BASSIN D’ALÈS L’État menace de bloquer les permis de construire dans six communes
La « non-conformité » du système d’assainissement d’Alès pourrait, à en croire l’État, remettre en cause des demandes de permis de construire sur les communes d’Alès, Saint-Hilaire-de-Brethmas, Saint-Jean-du-Pin, Saint-Julien-les-Rosiers, Saint-Martin-de-Valgalgues et Saint-Privat-des-Vieux.
C’est la menace que fait planer la préfecture du Gard, telle une épée de Damoclès, au-dessus de plusieurs communes du bassin alésien, dont la principale, Alès. Elle fait suite à un contrôle réalisé par la Direction départementale des territoires et de la mer (DDTM) du Gard. L’organisme a constaté, pour l’année 2016, que le système d’assainissement d’Alès, situé à Saint-Hilaire-de-Brethmas, « n’est pas conforme à la réglementation européenne », en particulier sur ce qui concerne la collecte des eaux usées par temps de pluie.
Actuellement, un réseau collecte les eaux usées et les eaux pluviales dans les mêmes canalisations. Or, la station d’épuration n’est pas dimensionnée pour recevoir de tels débits et se retrouve « en situation de surcharge sur le plan hydraulique » avec des charges entrantes évaluées à 156%. Une irrégularité pointée du doigt par les services de la préfecture du Gard qui exigent du président d’Alès Agglo, Max Roustan, de présenter avant le 1er mai un « plan d’actions engagé qui permettra la mise en conformité du système d’assainissement d’Alès. » Craignant une « atteinte à la salubrité publique », le préfet va plus loin en menaçant de s’opposer « à toute nouvelle demande de permis de construire individuel ou de permis d’aménager. » La décision s’appliquerait sur les communes d’Alès, Saint-Hilaire-de-Brethmas, Saint-Jean-du-Pin, Saint-Julien-les-Rosiers, Saint-Martin-de-Valgalgues et Saint-Privat-des-Vieux. Une exception à cette règle pourrait toutefois être concédée pour certains projets d’intérêt général tels que la construction de logements sociaux.
Christophe Rivenq : « On marche sur la tête »

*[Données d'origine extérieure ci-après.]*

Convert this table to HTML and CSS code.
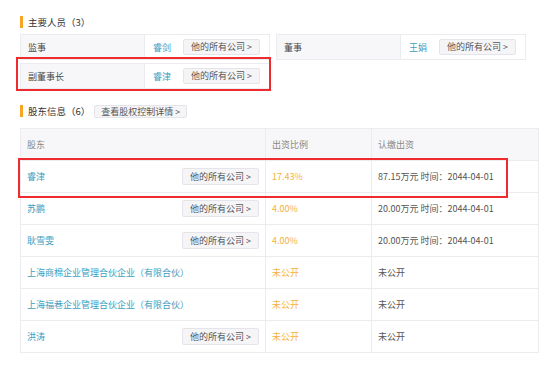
FILE: index.html
```html
<!DOCTYPE html>
<html lang="zh-CN">
  <head>
    <meta charset="UTF-8" />
    <title>企业信息</title>
    <link rel="stylesheet" href="styles.css">
  </head>
  <body>
    <div class="page">
      <div class="section-title">
        <span class="bar"></span>主要人员（3）
      </div>
      <div class="people">
        <div class="person">
          <div class="role">监事</div>
          <div class="person-info">
            <a class="name">睿剑</a>
            <span class="btn">他的所有公司 &gt;</span>
          </div>
        </div>
        <div class="person">
          <div class="role">董事</div>
          <div class="person-info">
            <a class="name">王娟</a>
            <span class="btn">他的所有公司 &gt;</span>
          </div>
        </div>
        <div class="person">
          <div class="role">副董事长</div>
          <div class="person-info">
            <a class="name">睿津</a>
            <span class="btn">他的所有公司 &gt;</span>
          </div>
        </div>
      </div>

      <div class="section-title second">
        <span class="bar"></span>股东信息（6）
        <span class="btn detail">查看股权控制详情 &gt;</span>
      </div>
      <table class="holders">
        <thead>
          <tr>
            <th class="col-name">股东</th>
            <th class="col-ratio">出资比例</th>
            <th>认缴出资</th>
          </tr>
        </thead>
        <tbody>
          <tr>
            <td><div class="holder"><a class="name">睿津</a><span class="btn">他的所有公司 &gt;</span></div></td>
            <td class="ratio">17.43%</td>
            <td>87.15万元 时间：2044-04-01</td>
          </tr>
          <tr>
            <td><div class="holder"><a class="name">苏鹏</a><span class="btn">他的所有公司 &gt;</span></div></td>
            <td class="ratio">4.00%</td>
            <td>20.00万元 时间：2044-04-01</td>
          </tr>
          <tr>
            <td><div class="holder"><a class="name">耿雪雯</a><span class="btn">他的所有公司 &gt;</span></div></td>
            <td class="ratio">4.00%</td>
            <td>20.00万元 时间：2044-04-01</td>
          </tr>
          <tr>
            <td><div class="holder"><a class="name">上海商棉企业管理合伙企业（有限合伙）</a></div></td>
            <td class="ratio">未公开</td>
            <td>未公开</td>
          </tr>
          <tr>
            <td><div class="holder"><a class="name">上海福巷企业管理合伙企业（有限合伙）</a></div></td>
            <td class="ratio">未公开</td>
            <td>未公开</td>
          </tr>
          <tr>
            <td><div class="holder"><a class="name">洪涛</a><span class="btn">他的所有公司 &gt;</span></div></td>
            <td class="ratio">未公开</td>
            <td>未公开</td>
          </tr>
        </tbody>
      </table>

      <div class="highlight highlight-person"></div>
      <div class="highlight highlight-holder"></div>
    </div>
  </body>
</html>
```

FILE: styles.css
```css
body {
  margin: 0;
  background-color: #ffffff;
  font-family: "Noto Sans CJK SC", "Noto Sans", sans-serif;
  font-size: 9px;
  color: #555;
  text-spacing-trim: space-all;
}
.page {
  position: relative;
  width: 557px;
  height: 370px;
  padding: 14px 0 0 20px;
  box-sizing: border-box;
}
.section-title {
  display: flex;
  align-items: center;
  height: 16px;
  color: #333;
  font-size: 9.5px;
}
.section-title.second {
  margin-top: 14px;
}
.bar {
  width: 3px;
  height: 12px;
  background-color: #f5a623;
  margin-right: 5px;
}
.people {
  display: grid;
  grid-template-columns: 250px 250px;
  column-gap: 6px;
  row-gap: 3px;
  margin-top: 4px;
}
.person {
  display: flex;
  height: 26px;
  border: 1px solid #ebebf0;
  box-sizing: border-box;
}
.role {
  width: 124px;
  background-color: #f7f7f9;
  border-right: 1px solid #ebebf0;
  padding-left: 7px;
  display: flex;
  align-items: center;
  box-sizing: border-box;
  color: #4a4a4a;
}
.person-info {
  display: flex;
  align-items: center;
  padding-left: 8px;
}
.name {
  color: #3e9dc0;
  text-decoration: none;
  white-space: nowrap;
}
.person-info .name {
  width: 30px;
}
.btn {
  display: inline-block;
  height: 16px;
  line-height: 14px;
  padding: 0 7px;
  font-size: 9px;
  color: #555;
  background-color: #f5f5f8;
  border: 1px solid #e4e4ea;
  border-radius: 2px;
  box-sizing: border-box;
  white-space: nowrap;
}
.detail {
  margin-left: 4px;
  height: 13px;
  line-height: 11px;
  padding: 0 6px;
}
.holders {
  margin-top: 9px;
  width: 519px;
  border-collapse: collapse;
  table-layout: fixed;
}
.holders th,
.holders td {
  height: 31px;
  border: 1px solid #ebebf0;
  padding: 0 6px;
  text-align: left;
  font-weight: normal;
  white-space: nowrap;
}
.holders th {
  background-color: #f7f7f9;
  color: #888;
}
.col-name {
  width: 232px;
}
.col-ratio {
  width: 93px;
}
.holder {
  display: flex;
  align-items: center;
  justify-content: space-between;
}
.holder .btn {
  height: 17px;
  line-height: 15px;
}
.ratio {
  color: #f5b23b;
}
.highlight {
  position: absolute;
  border: 2px solid #ee2b2f;
  box-sizing: border-box;
}
.highlight-person {
  left: 16px;
  top: 57px;
  width: 255px;
  height: 34px;
}
.highlight-holder {
  left: 18px;
  top: 158px;
  width: 490px;
  height: 40px;
}
```
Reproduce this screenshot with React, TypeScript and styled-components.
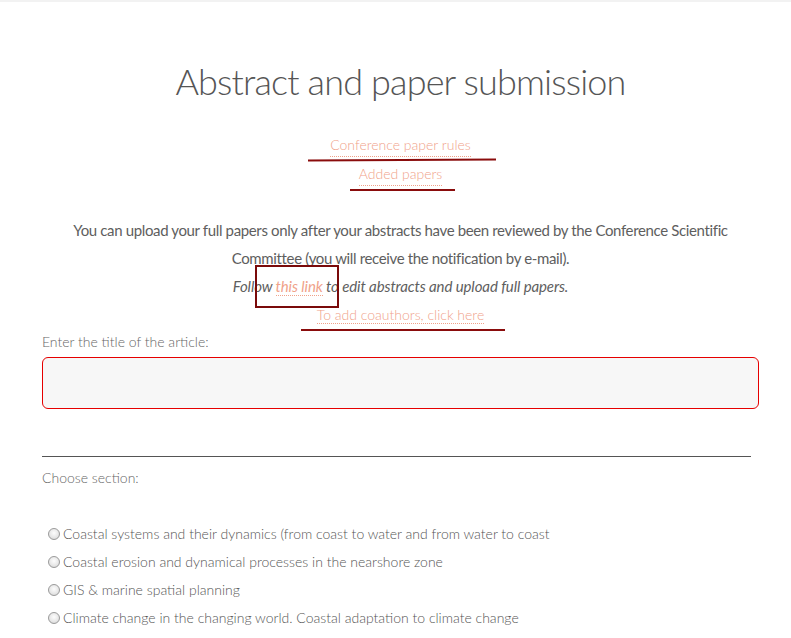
import React from "react"
import styled, { createGlobalStyle } from "styled-components"

const GlobalStyle = createGlobalStyle`
  html, body {
    margin: 0;
    padding: 0;
    background: #fff;
  }
  body {
    font-family: Lato, "Open Sans", Arial, sans-serif;
    color: #555;
    border-top: 2px solid #f2f2f2;
  }
`

const Page = styled.div`
  width: 717px;
  margin: 0 0 0 42px;
`

const Title = styled.h1`
  margin: 0;
  padding-top: 55px;
  font-size: 36px;
  font-weight: 300;
  line-height: 48px;
  text-align: center;
  color: #555;
  letter-spacing: -0.85px;
`

const LinkList = styled.div`
  margin-top: 29px;
  display: flex;
  flex-direction: column;
  align-items: center;
  gap: 6px;
`

const Link = styled.a`
  position: relative;
  font-size: 14px;
  font-weight: 300;
  line-height: 22px;
  color: #f0a28a;
  text-decoration: none;
  border-bottom: 1px dotted #f0a28a;
`

const Stroke = styled.span<{ $left: number; $right: number; $bottom: number; $tilt?: number }>`
  position: absolute;
  left: ${(p) => p.$left}px;
  right: ${(p) => p.$right}px;
  bottom: ${(p) => p.$bottom}px;
  height: 2px;
  background: #8a0c0c;
  transform: rotate(${(p) => p.$tilt ?? 0}deg);
`

const Frame = styled.span`
  position: absolute;
  left: -21px;
  right: -16px;
  top: -12px;
  bottom: -13px;
  border: 2px solid #7a0a0a;
`

const Notice = styled.div`
  margin: 30px auto 0;
  width: 680px;
  font-size: 15px;
  line-height: 28px;
  text-align: center;
  color: #5e5e5e;
`

const Lead = styled.div`
  letter-spacing: -0.36px;
`

const Italic = styled.div`
  font-style: italic;
  letter-spacing: -0.1px;
`

const InlineLink = styled(Link)`
  font-weight: 400;
  font-size: 15px;
  line-height: 20px;
`

const Label = styled.div`
  margin-top: 4px;
  font-size: 14px;
  font-weight: 300;
  line-height: 20px;
  color: #666;
`

const TitleInput = styled.input`
  display: block;
  box-sizing: border-box;
  width: 100%;
  height: 52px;
  margin-top: 5px;
  border: 1px solid #e60000;
  border-radius: 6px;
  background: #f7f7f7;
  outline: none;
`

const Rule = styled.div`
  margin-top: 47px;
  width: 709px;
  border-bottom: 1px solid #555;
`

const SectionLabel = styled(Label)`
  margin-top: 11px;
`

const Options = styled.div`
  margin-top: 36px;
  padding-left: 6px;
  display: flex;
  flex-direction: column;
  gap: 8px;
`

const Option = styled.label`
  display: flex;
  align-items: center;
  gap: 3px;
  font-size: 14px;
  font-weight: 300;
  line-height: 20px;
  color: #555;
`

const Radio = styled.span`
  box-sizing: border-box;
  width: 12px;
  height: 12px;
  border-radius: 50%;
  border: 1px solid #9a9a9a;
  background: radial-gradient(circle at 50% 40%, #fdfdfd 0%, #e8e8e8 55%, #cfcfcf 100%);
  flex-shrink: 0;
`

const sections = [
  "Coastal systems and their dynamics (from coast to water and from water to coast",
  "Coastal erosion and dynamical processes in the nearshore zone",
  "GIS & marine spatial planning",
  "Climate change in the changing world. Coastal adaptation to climate change",
]

const App: React.FC = () => {
  return (
    <>
      <GlobalStyle />
      <Page>
        <Title>Abstract and paper submission</Title>
        <LinkList>
          <Link href="#">
            Conference paper rules
            <Stroke $left={-22} $right={-25} $bottom={-5} $tilt={-0.3} />
          </Link>
          <Link href="#">
            Added papers
            <Stroke $left={-9} $right={-13} $bottom={-6} />
          </Link>
        </LinkList>
        <Notice>
          <Lead>
            You can upload your full papers only after your abstracts have been reviewed by the Conference Scientific
            Committee (you will receive the notification by e-mail).
          </Lead>
          <Italic>
            Follow{" "}
            <InlineLink href="#">
              this link
              <Frame />
            </InlineLink>{" "}
            to edit abstracts and upload full papers.
          </Italic>
          <div>
            <Link href="#">
              To add coauthors, click here
              <Stroke $left={-16} $right={-21} $bottom={-8} />
            </Link>
          </div>
        </Notice>
        <Label>Enter the title of the article:</Label>
        <TitleInput type="text" />
        <Rule />
        <SectionLabel>Choose section:</SectionLabel>
        <Options>
          {sections.map((s) => (
            <Option key={s}>
              <Radio />
              {s}
            </Option>
          ))}
        </Options>
      </Page>
    </>
  )
}

export default App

Du côté d’Alès Agglo, le directeur général des services, Christophe Rivenq, répond avec flegme : « C’est juste une menace. Ce n’est pas possible que l’État bloque l’urbanisation. Nous allons présenter des plans pluriannuels, des rencontres sont prévues et des travaux seront faits. De toute façon, on n’a pas attendu le courrier de la préfecture pour agir, mais il n’existe pas de solution parfaite. » Enfin si… Mais cette solution -qui consisterait à reprendre tout le réseau d’assainissement pour séparer les eaux usées des eaux pluviales- coûterait, selon Christophe Rivenq, plus de 100 millions d’euros ! « C’est illusoire et impossible à réaliser techniquement », constate-t-il avant de souligner, non sans ironie : « en 2014, cette station était top, il n’y avait pas de problème. Et d’un coup, elle devient inopérante parce que la loi change en 2015. Résultat, l’État fait pression sur nous tout en nous demandant en parallèle de ne plus investir... On marche sur la tête ! »
Même constat pour Claude Cerpédès, maire de Saint-Martin-de-Valgalgues : « L’Europe met en demeure l’État qui, lui, refile la patate chaude aux collectivités. Il y a un nombre incalculable de stations d’épuration qui sont dans le même cas que nous (…) Maintenant, nous devons montrer notre volonté de réparer les réseaux aux endroits où c’est techniquement réalisable et trouver des améliorations de fonctionnement sur la station, mais tout cela prendra du temps. » Quant au risque pour les communes de ne plus pouvoir délivrer des permis de construire, le maire de Saint-Martin-de-Valgalgues « n’imagine pas l’État mettre à exécution cette menace. Ce serait catastrophique pour le territoire. » Comme lui, le maire de Saint-Hilaire-de-Brethmas, Jean-Michel Perret, n’est pas franchement rassuré par l’avertissement du préfet : « Je suis inquiet pour ceux qui souhaitent faire construire. Il faut savoir que depuis mon élection, je délivre une centaine de permis par an. » Et sans urbanisation, c’est le développement de tout un bassin de vie qui partirait...à vau-l’eau.